Fears Mount Everest has shrunk due to huge earthquake


A team of experienced climbers are heading up Mount Everest to check to see if it has shrunk after a huge earthquake.

Nepal is sending the group of four climbers to the Himalayan range on the border between Nepal and China after they spent two years training for the expedition.

Scientists fear the peak of the world’s tallest mountain may have shrunk by one inch after the 7.8 magnitude earthquake that hit Nepal in 2015.

Susheel Dangol, the expedition’s co-ordinator from the Survey Department, said there were questions regarding the height of Everest after the earthquake.

Mount Everest may have shrunk by an inch during the 2015 earthquake. Source: Getty/file
Mount Everest may have shrunk by an inch during the 2015 earthquake. Source: Getty/file

Everest’s official height, which was first recorded by an Indian survey in 1954, is 29,029ft.
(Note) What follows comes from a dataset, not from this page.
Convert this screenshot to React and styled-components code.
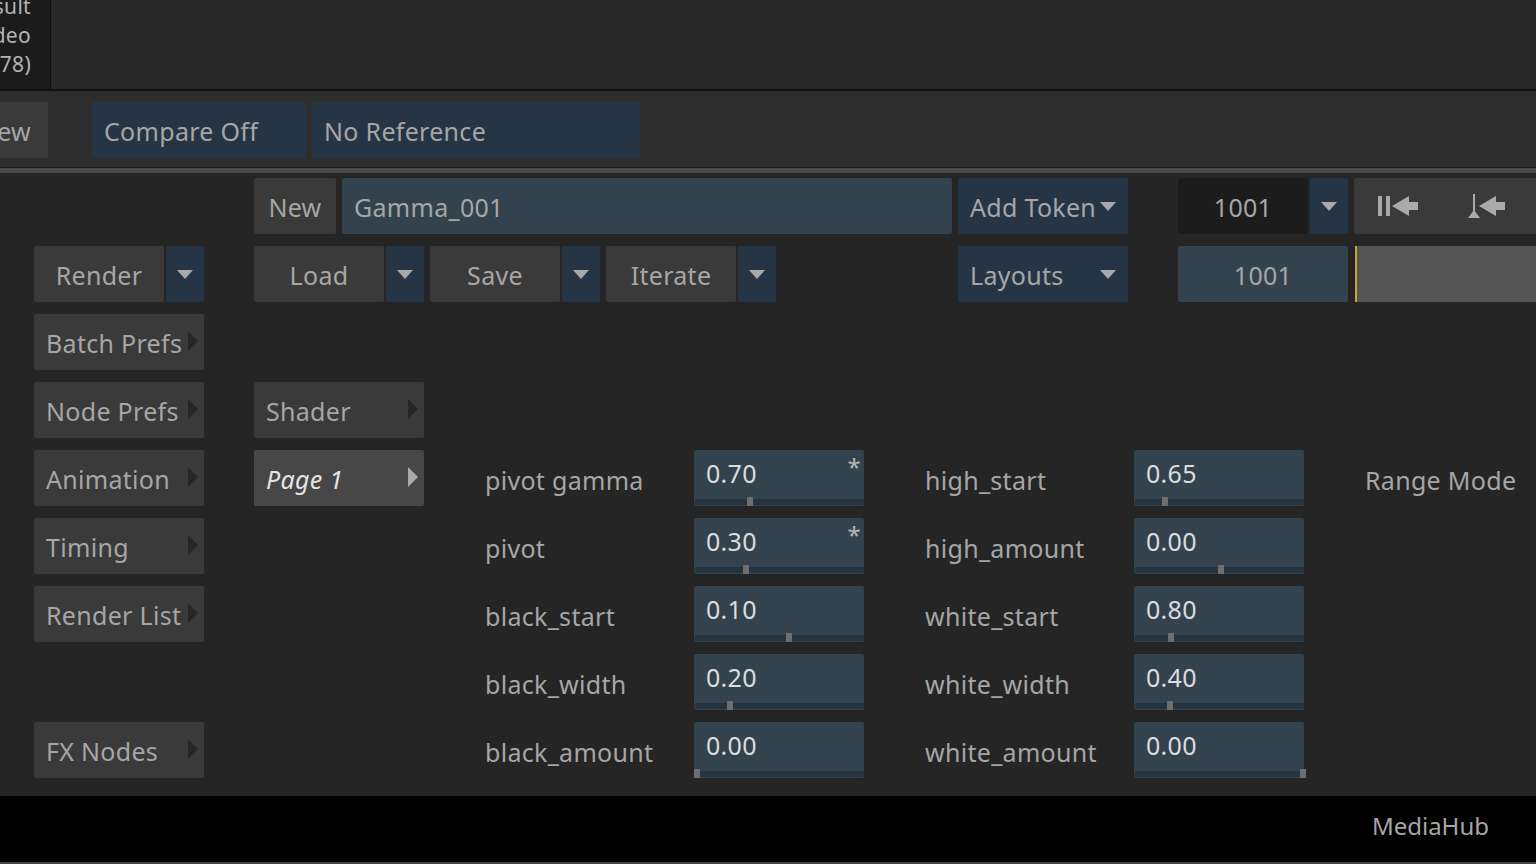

An American team added two metres to Everest’s height in 1999 after it used GPS technology to survey the peak.

The figure is now used by the US National Geographic Society, but it not widely accepted as the official figure.

The government surveyors will make their way up the mountain with advanced equipment enabling them to collect data to determine if the peak has reduced.

Expedition’s leader and chief surveyor, Khim Lal Gautam, said: “It will not be easy to work in that terrain, but we are confident our mission will be successful.”